Rhodes and “So Saluda Newsletter” article author Jeanne Ferran led the effort to invite Crowe to Saluda to discuss his memoir, which documents his time living in the woods outside Saluda and his ongoing friendship with Rhodes.

Here’s a description of the book from the publisher:

“After a long absence from his native southern Appalachians, Thomas Rain Crowe returned to live alone deep in the North Carolina woods. This is Crowe’s chronicle of that time when, for four years, he survived by his own hand without electricity, plumbing, modern-day transportation, or regular income. It is a Walden for today, paced to nature’s rhythms and cycles and filled with a wisdom one gains only through the pursuit of a consciously simple, spiritual, environmentally responsible life.

“Crowe made his home in a small cabin he had helped to build years before—at a restless age when he could not have imagined that the place would one day call him back. The cabin sat on what was once the farm of an old mountain man named Zoro Guice. As we absorb Crowe’s sharp observations on southern Appalachian natural history, we also come to know Zoro and the other singular folk who showed Crowe the mountain ways that would see him through those four years.

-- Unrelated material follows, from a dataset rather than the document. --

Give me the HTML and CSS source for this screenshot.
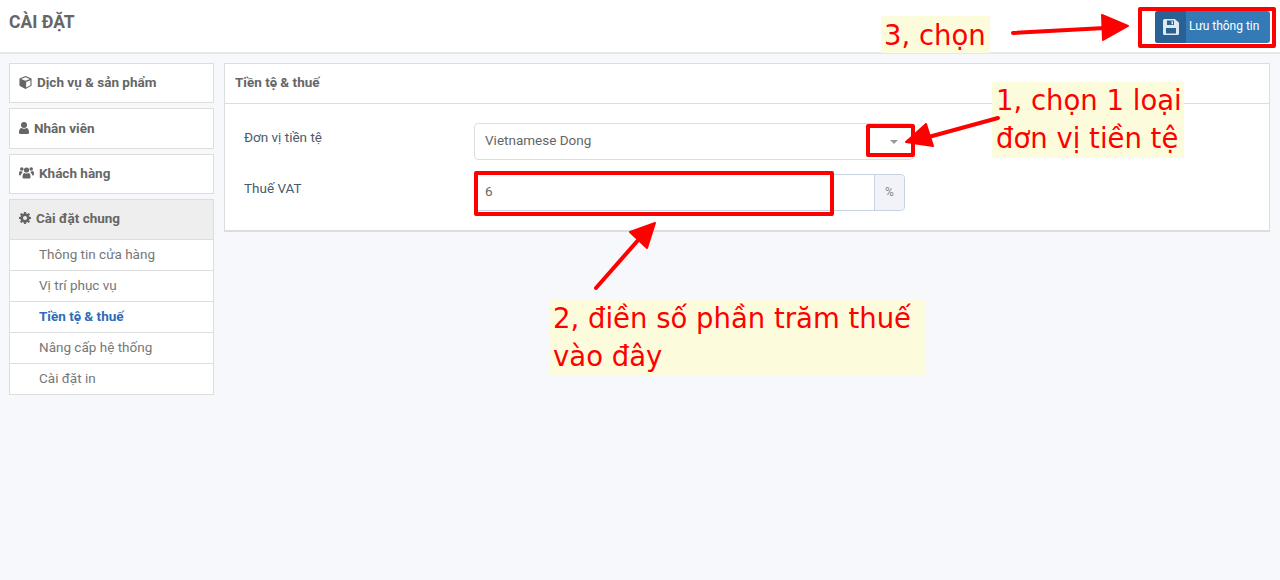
FILE: index.html
```html
<!DOCTYPE html>
<html>
<head>
  <meta charset="utf-8">
  <title>Cài đặt</title>
  <link rel="stylesheet" href="styles.css">
</head>
<body>
<header class="topbar">
  <h1>CÀI ĐẶT</h1>
  <button class="save-btn">
    <span class="save-icon">
      <svg width="16" height="16" viewBox="0 0 16 16"><path d="M1.500 0h10.300L16 3.700v10.800a1.500 1.500 0 0 1-1.500 1.500h-13A1.500 1.500 0 0 1 0 14.500v-13A1.500 1.500 0 0 1 1.500 0z" fill="#dfe9f3"/><path d="M4 1.500h7v4.500H4zM3 9h10v5.500H3z" fill="#2a6195"/><path d="M8.500 2.300h1.500v2.900H8.500z" fill="#dfe9f3"/></svg>
    </span>
    <span class="save-label">Lưu thông tin</span>
  </button>
</header>

<div class="page">
  <aside class="sidebar">
    <div class="side-box">
      <div class="side-title">
        <svg class="ico" width="13" height="13" viewBox="0 0 14 14"><path d="M7 0l6.500 2.700v7.800L7 14 .5 10.500V2.700z" fill="#666"/><path d="M7 1.300L2.300 3.200 7 5.200l4.700-2zM7.700 6.400v6l4.600-2.500V4.500z" fill="#fff"/></svg>
        Dịch vụ &amp; sản phẩm
      </div>
    </div>
    <div class="side-box">
      <div class="side-title">
        <svg class="ico" width="10" height="12" viewBox="0 0 10 12"><circle cx="5" cy="3" r="3" fill="#666"/><path d="M0 10.500C0 7.500 1 6 2.500 6c.7.500 1.500.8 2.500.8S6.800 6.500 7.500 6C9 6 10 7.500 10 10.500c0 1-.7 1.500-1.500 1.500h-7C.7 12 0 11.500 0 10.500z" fill="#666"/></svg>
        Nhân viên
      </div>
    </div>
    <div class="side-box">
      <div class="side-title">
        <svg class="ico" width="15" height="13" viewBox="0 0 15 12"><circle cx="7.500" cy="3.500" r="2.600" fill="#666"/><circle cx="2.800" cy="2.500" r="1.800" fill="#666"/><circle cx="12.200" cy="2.500" r="1.800" fill="#666"/><path d="M3.500 10.500c0-3 1-4 2-4 .5.400 1.200.6 2 .6s1.500-.2 2-.6c1 0 2 1 2 4 0 1-.6 1.500-1.400 1.500H4.900c-.8 0-1.400-.5-1.400-1.500z" fill="#666"/><path d="M0 7c0-1.500.5-2.500 1.500-2.500.4.400.9.600 1.500.6h.4c-.2.600-.1 1-.1 1.400-.9.400-1.500 1.300-1.700 2.500H1c-.6 0-1-.5-1-2zM15 7c0-1.500-.5-2.500-1.500-2.500-.4.400-.9.600-1.500.6h-.4c.2.600.1 1 .1 1.400.9.400 1.500 1.300 1.700 2.500h.6c.6 0 1-.5 1-2z" fill="#666"/></svg>
        Khách hàng
      </div>
    </div>
    <div class="side-box">
      <div class="side-title active">
        <svg class="ico" width="12" height="12" viewBox="0 0 12 12"><path fill-rule="evenodd" d="M5 0h2l.3 1.600 1 .4L9.700 1 11 2.300 10 3.700l.4 1L12 5v2l-1.600.3-.4 1 1 1.400L9.700 11l-1.400-1-1 .4L7 12H5l-.3-1.600-1-.4L2.300 11 1 9.700 2 8.300l-.4-1L0 7V5l1.600-.3.400-1L1 2.300 2.300 1l1.400 1 1-.4zM6 4a2 2 0 1 0 0 4 2 2 0 0 0 0-4z" fill="#666"/></svg>
        Cài đặt chung
      </div>
      <ul class="side-menu">
        <li>Thông tin cửa hàng</li>
        <li>Vị trí phục vụ</li>
        <li class="current">Tiền tệ &amp; thuế</li>
        <li>Nâng cấp hệ thống</li>
        <li>Cài đặt in</li>
      </ul>
    </div>
  </aside>

  <section class="panel">
    <div class="panel-head">Tiền tệ &amp; thuế</div>
    <div class="panel-body">
      <div class="form-row">
        <label>Đơn vị tiền tệ</label>
        <div class="select-box">
          <span>Vietnamese Dong</span>
          <i class="caret"></i>
        </div>
      </div>
      <div class="form-row">
        <label>Thuế VAT</label>
        <div class="input-group">
          <div class="input-box">6</div>
          <div class="addon">%</div>
        </div>
      </div>
    </div>
  </section>
</div>

<!-- red notes drawn on top of the screenshot -->
<div class="note note-1"><span class="note-text">1, chọn 1 loại<br>đơn vị tiền tệ</span></div>
<div class="note note-2"><span class="note-text">2, điền số phần trăm thuế<br>vào đây</span></div>
<div class="note note-3">3, chọn</div>
<div class="mark mark-select"></div>
<div class="mark mark-input"></div>
<div class="mark mark-save"></div>
<svg class="arrows" width="1280" height="580" viewBox="0 0 1280 580">
  <path d="M1013 33L1105 28" stroke="#f00" stroke-width="4" stroke-linecap="round"/>
  <path d="M1102 15L1128 26 1103 40z" fill="#f00" stroke="#f00" stroke-width="2" stroke-linejoin="round"/>
  <path d="M998 118L925 138" stroke="#f00" stroke-width="4" stroke-linecap="round"/>
  <path d="M926 124L906 142 933 146z" fill="#f00" stroke="#f00" stroke-width="2" stroke-linejoin="round"/>
  <path d="M596 288L640 238" stroke="#f00" stroke-width="4" stroke-linecap="round"/>
  <path d="M630 232L655 223 647 248z" fill="#f00" stroke="#f00" stroke-width="2" stroke-linejoin="round"/>
</svg>
</body>
</html>
```

FILE: styles.css
```css
* {
  box-sizing: border-box;
}

html, body {
  height: 100%;
}

body {
  margin: 0;
  background: #f7f8fc;
  font-family: Roboto, "Liberation Sans", sans-serif;
  font-size: 13.5px;
  color: #666;
  position: relative;
  overflow: hidden;
}

.topbar {
  height: 54px;
  padding: 11px 9px 0;
  background: #fff;
  border-bottom: 2px solid #e7e7e7;
  display: flex;
  justify-content: space-between;
  align-items: flex-start;
}

.topbar h1 {
  margin: 1px 0 0;
  font-size: 17.5px;
  line-height: 20px;
  font-weight: 700;
  color: #666;
}

.save-btn {
  width: 115px;
  height: 32px;
  margin-right: 1px;
  padding: 0 0 2px;
  border: 0;
  border-radius: 3px;
  background: #337ab7;
  color: #fff;
  font: 12px Roboto, sans-serif;
  display: flex;
  align-items: center;
  overflow: hidden;
  position: relative;
}

.save-icon {
  width: 31px;
  height: 32px;
  margin-bottom: -2px;
  background: #2a6195;
  display: flex;
  align-items: center;
  justify-content: center;
}

.save-label {
  padding-left: 3px;
  white-space: nowrap;
}

.page {
  display: flex;
  align-items: flex-start;
  gap: 10px;
  padding: 9px 10px 0 9px;
}

.sidebar {
  width: 205px;
  flex: none;
  display: flex;
  flex-direction: column;
  gap: 5px;
}

.side-box {
  background: #fff;
  border: 1px solid #ddd;
}

.side-title {
  height: 38.4px;
  padding: 0 9px 2px;
  display: flex;
  align-items: center;
  gap: 5px;
  font-weight: 700;
  color: #666;
}

.side-title.active {
  background: #eee;
}

.side-menu {
  list-style: none;
  margin: 0;
  padding: 0;
}

.side-menu li {
  height: 31px;
  line-height: 28px;
  padding-left: 29px;
  border-top: 1px solid #ddd;
  color: #777;
}

.side-menu li.current {
  color: #2e6cb8;
  font-weight: 700;
}

.panel {
  flex: 1;
  height: 169px;
  background: #fff;
  border: 1px solid #ddd;
  border-bottom-width: 2px;
}

.panel-head {
  height: 40px;
  line-height: 36px;
  padding-left: 10px;
  border-bottom: 1px solid #ddd;
  font-weight: 700;
  color: #666;
}

.panel-body {
  padding: 19px 0 0 19px;
}

.form-row {
  display: flex;
  height: 37px;
  margin-bottom: 14px;
}

.form-row label {
  width: 230px;
  padding-top: 6px;
  color: #4a5a6a;
}

.select-box {
  width: 440px;
  border: 1px solid #ddd;
  border-radius: 4px;
  padding: 0 10px 3px;
  display: flex;
  align-items: center;
  justify-content: space-between;
  color: #666;
}

.caret {
  width: 0;
  height: 0;
  margin: 3px 5px 0 0;
  border-left: 4px solid transparent;
  border-right: 4px solid transparent;
  border-top: 4px solid #999;
}

.input-group {
  display: flex;
  width: 431px;
  border: 1px solid #c5d3e3;
  border-radius: 4px;
}

.input-box {
  flex: 1;
  padding: 0 10px;
  line-height: 33px;
  color: #666;
}

.addon {
  width: 30px;
  background: #f1f3f9;
  border-left: 1px solid #c5d3e3;
  border-radius: 0 4px 4px 0;
  text-align: center;
  line-height: 34px;
  font-size: 12px;
  color: #888;
}

/* notes on top */
.note {
  position: absolute;
  background: #fcfcdc;
  color: #f00;
  font-family: "DejaVu Sans", sans-serif;
  white-space: nowrap;
}

.note-text {
  display: block;
  margin-top: -1px;
}

.note-1 {
  left: 992px;
  top: 82px;
  width: 192px;
  height: 76px;
  padding-left: 4px;
  font-size: 27.500px;
  line-height: 38px;
}

.note-2 {
  left: 550px;
  top: 300px;
  width: 376px;
  height: 76px;
  padding-left: 3px;
  font-size: 27.500px;
  line-height: 38px;
}

.note-3 {
  left: 881px;
  top: 16px;
  width: 109px;
  height: 37px;
  padding-left: 3px;
  font-size: 27.500px;
  line-height: 38px;
}

.mark {
  position: absolute;
  border: 4px solid #f00;
  border-radius: 2px;
}

.mark-select {
  left: 866px;
  top: 124px;
  width: 49px;
  height: 33px;
}

.mark-input {
  left: 474px;
  top: 171px;
  width: 360px;
  height: 45px;
}

.mark-save {
  left: 1138px;
  top: 7px;
  width: 138px;
  height: 41px;
}

.arrows {
  position: absolute;
  left: 0;
  top: 0;
}
```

“Crowe writes of many things: digging a root cellar, being a good listener, gathering wood, living in the moment, tending a mountain garden. He explores profound questions on wilderness, self-sufficiency, urban growth, and ecological overload. Yet we are never burdened by their weight but rather enriched by his thoughtfulness and delighted by his storytelling.”

The Saluda Library is located at 44 W. Main St. in downtown Saluda.